I had the privilege of interviewing two of Frank’s daughters in the family home that Fran Heppell still lives in off Gower Point Road. Fran’s sister Christa Morrison was born at Port Mellon and told me that quite a few were born there in those days. Doc Inglis was the attending physician (actually the only physician on the Coast at that time).

Frank West was born in 1911 (died in 2006) in Germany as Kurt Otto Heinsheimer, but changed his name when he joined the British army. When the Second World War broke out, Frank was living in England, where he was interned and then served in the Pioneer Corps and Military Intelligence where his fluency in German proved very helpful. According to his daughters Fran and Christa, Frank never spoke of the work he did since he was sworn to an oath of secrecy that he kept to his dying day.
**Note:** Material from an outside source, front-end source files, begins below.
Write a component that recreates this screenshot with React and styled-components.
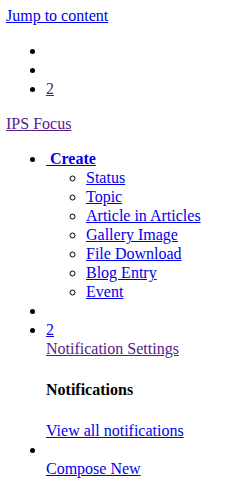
import React from "react";
import styled, { createGlobalStyle } from "styled-components";

const GlobalStyle = createGlobalStyle`
    body {
        margin: 6px;
        font-family: "Liberation Serif", "Times New Roman", serif;
        font-size: 16px;
        line-height: 19px;
        background: #fff;
        color: #000;
    }
`;

const Link = styled.a`
    color: ${(p) => (p.$visited ? "#551a8b" : "#0000ee")};
    text-decoration: underline;
    cursor: pointer;
`;

const BlockLink = styled(Link)`
    display: block;
`;

const Brand = styled.div`
    display: block;
`;

const List = styled.ul`
    margin: 16px 0;
    padding-left: 40px;
    list-style-type: disc;
`;

const SubList = styled.ul`
    margin: 0;
    padding-left: 40px;
    list-style-type: circle;
`;

const Item = styled.li`
    display: list-item;
`;

const CreateLink = styled(Link)`
    font-weight: bold;
`;

const Spacer = styled.span`
    display: inline;
`;

const Heading = styled.h4`
    margin: 22px 0;
    font-size: 16px;
    font-weight: bold;
`;

const createItems = [
    "Status",
    "Topic",
    "Article in Articles",
    "Gallery Image",
    "File Download",
    "Blog Entry",
    "Event",
];

export default function App() {
    return (
        <>
            <GlobalStyle />
            <div>
                <Link href="#content">Jump to content</Link>
            </div>
            <List>
                <Item />
                <Item />
                <Item>
                    <Link $visited href="#">2</Link>
                </Item>
            </List>
            <Brand>
                <Link $visited href="#">IPS Focus</Link>
            </Brand>
            <List>
                <Item>
                    <CreateLink href="#">{"\u00a0Create"}</CreateLink>
                    <SubList>
                        {createItems.map((name) => (
                            <Item key={name}>
                                <Link href="#">{name}</Link>
                            </Item>
                        ))}
                    </SubList>
                </Item>
                <Item />
                <Item>
                    <Link href="#">2</Link>
                    <BlockLink $visited href="#">
                        Notification Settings
                    </BlockLink>
                    <Heading>Notifications</Heading>
                    <BlockLink href="#">View all notifications</BlockLink>
                </Item>
                <Item>
                    <Spacer>{"\u00a0"}</Spacer>
                    <BlockLink href="#">Compose New</BlockLink>
                </Item>
            </List>
        </>
    );
}
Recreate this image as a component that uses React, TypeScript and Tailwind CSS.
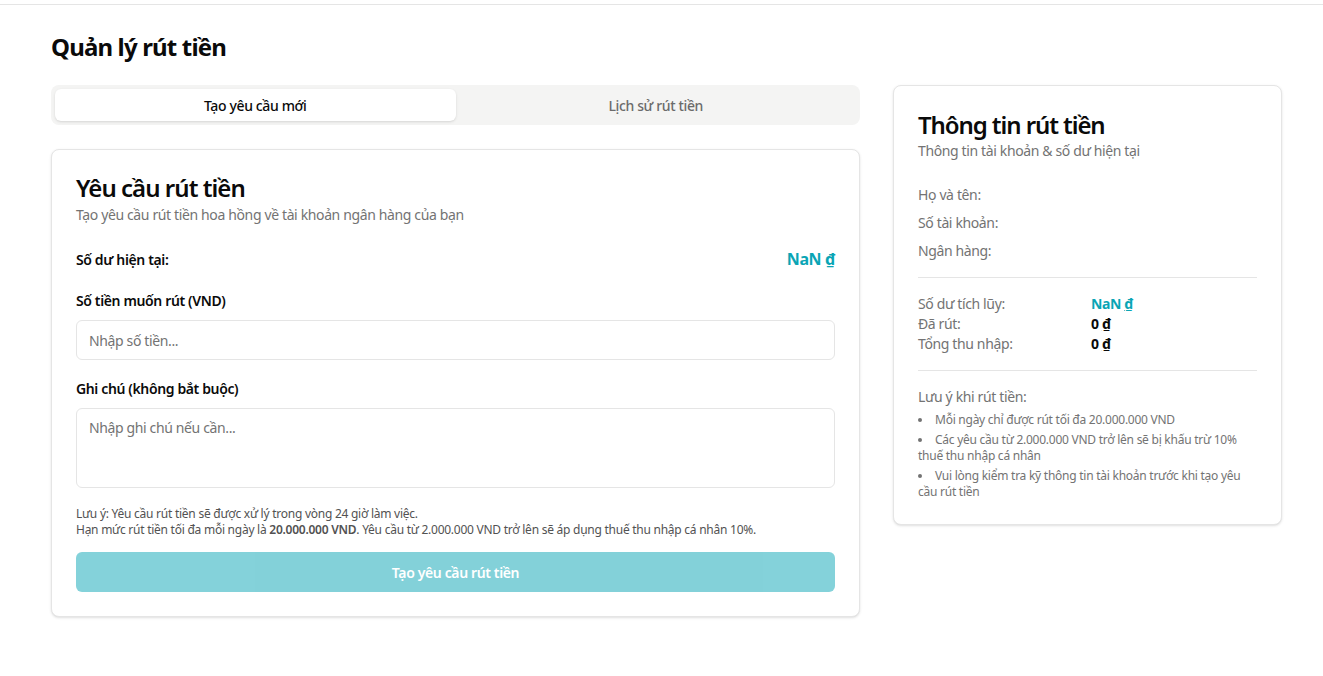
import React from "react";

export default function App() {
  return (
    <div className="min-h-[676px] bg-white text-[#0a0a0a] font-['Noto_Sans',sans-serif] tracking-[-0.023em]">
      <div className="h-[5px] border-b border-[#e5e5e5]" />
      <div className="pl-[51px] pr-[41px]">
        <h1 className="mt-[26px] text-[24px] font-bold leading-[32px] tracking-[-0.035em]">Quản lý rút tiền</h1>
        <div className="mt-[22px] flex items-start gap-[33px]">
          <div className="w-[809px]">
            <div className="flex h-[40px] items-center rounded-[8px] bg-[#f4f4f3] p-[4px]">
              <div className="flex h-[32px] flex-1 items-center justify-center rounded-[6px] bg-white text-[14px] font-medium shadow-sm">
                Tạo yêu cầu mới
              </div>
              <div className="flex h-[32px] flex-1 items-center justify-center text-[14px] font-medium text-[#6b6b6b]">
                Lịch sử rút tiền
              </div>
            </div>
            <div className="mt-[24px] rounded-[8px] border border-[#e5e5e5] bg-white p-[24px] shadow-sm">
              <h2 className="text-[24px] font-semibold leading-[28px] tracking-[-0.04em]">Yêu cầu rút tiền</h2>
              <p className="mt-[3px] text-[14px] leading-[20px] text-[#737373]">
                Tạo yêu cầu rút tiền hoa hồng về tài khoản ngân hàng của bạn
              </p>
              <div className="mt-[22px] flex items-center justify-between">
                <span className="text-[14px] font-semibold">Số dư hiện tại:</span>
                <span className="text-[16px] font-bold text-[#0aa5b5]">
                  NaN <span className="underline">₫</span>
                </span>
              </div>
              <label className="mt-[20px] block text-[14px] font-semibold leading-[20px]">Số tiền muốn rút (VND)</label>
              <input
                className="mt-[9px] h-[40px] w-full rounded-[6px] border border-[#e5e5e5] px-[12px] text-[14px] outline-none placeholder:text-[#737373]"
                placeholder="Nhập số tiền..."
              />
              <label className="mt-[19px] block text-[14px] font-semibold leading-[20px]">Ghi chú (không bắt buộc)</label>
              <textarea
                className="mt-[9px] block h-[80px] w-full resize-none rounded-[6px] border border-[#e5e5e5] px-[12px] py-[8px] text-[14px] outline-none placeholder:text-[#737373]"
                placeholder="Nhập ghi chú nếu cần..."
              />
              <div className="mt-[18px] text-[12px] leading-[16px] tracking-[-0.021em] text-[#525252]">
                <p>Lưu ý: Yêu cầu rút tiền sẽ được xử lý trong vòng 24 giờ làm việc.</p>
                <p>
                  Hạn mức rút tiền tối đa mỗi ngày là <span className="font-semibold">20.000.000 VND</span>. Yêu cầu từ 2.000.000 VND trở lên sẽ áp dụng thuế thu nhập cá nhân 10%.
                </p>
              </div>
              <button className="mt-[14px] flex h-[40px] w-full items-center justify-center rounded-[6px] bg-[#0aa5b5] text-[14px] font-semibold text-white opacity-50">
                Tạo yêu cầu rút tiền
              </button>
            </div>
          </div>
          <div className="w-[389px] rounded-[8px] border border-[#e5e5e5] bg-white p-[24px] shadow-sm">
            <h2 className="mt-[1px] text-[24px] font-semibold leading-[28px] tracking-[-0.045em]">Thông tin rút tiền</h2>
            <p className="mt-[2px] text-[14px] leading-[20px] text-[#737373]">Thông tin tài khoản &amp; số dư hiện tại</p>
            <div className="mt-[24px] flex flex-col gap-[8px] text-[14px] leading-[20px] text-[#737373]">
              <div>Họ và tên:</div>
              <div>Số tài khoản:</div>
              <div>Ngân hàng:</div>
            </div>
            <div className="my-[16px] h-px bg-[#e5e5e5]" />
            <div className="flex flex-col text-[14px] leading-[20px]">
              <div className="flex"><span className="w-[173px] text-[#737373]">Số dư tích lũy:</span><span className="font-bold text-[#0aa5b5]">NaN <span className="underline">₫</span></span></div>
              <div className="flex"><span className="w-[173px] text-[#737373]">Đã rút:</span><span className="font-bold">0 <span className="underline">₫</span></span></div>
              <div className="flex"><span className="w-[173px] text-[#737373]">Tổng thu nhập:</span><span className="font-bold">0 <span className="underline">₫</span></span></div>
            </div>
            <div className="my-[16px] h-px bg-[#e5e5e5]" />
            <p className="text-[14px] leading-[20px] text-[#737373]">Lưu ý khi rút tiền:</p>
            <ul className="mt-[5px] flex list-inside list-disc flex-col gap-[4px] pr-[14px] text-[12px] leading-[16px] tracking-[-0.021em] text-[#737373]">
              <li>Mỗi ngày chỉ được rút tối đa 20.000.000 VND</li>
              <li>Các yêu cầu từ 2.000.000 VND trở lên sẽ bị khấu trừ 10% thuế thu nhập cá nhân</li>
              <li>Vui lòng kiểm tra kỹ thông tin tài khoản trước khi tạo yêu cầu rút tiền</li>
            </ul>
          </div>
        </div>
      </div>
    </div>
  );
}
Frank was an educated, middle-class German, but because his father was Jewish, most of his relatives moved out of Germany before the war and left everything behind. Frank was no stranger to manual labour, of which he did a lot during his time in England helping the war effort. Fran and Christa tell of a time when some labourers were struggling to lay railway ties at Port Mellon and Frank noticed they needed help. Imagine their surprise when the mill’s accountant in his white shirt and tie came out to show them how to do it!

When the SCRD was formed in 1966, Area directors were initially appointed and then faced elections in December 1967. Frank and Cliff Gilker, both involved in trying to establish rural water and garbage services, were appointed as directors for Elphinstone and Roberts Creek respectively. Frank went on to be voted in several more terms. Fran remembers him initially working out of a tiny office where the Mosaic Market is now. Frank loved his new country of Canada, and the spirit of serving the community was alive and well in him and his wife Maryanne (more on her in future columns). Daughters Fran and Christa carry on the tradition: Fran volunteers for Gibsons Area Community Schools and Christenson Village, and Christa is active in the SPCA and Community Television.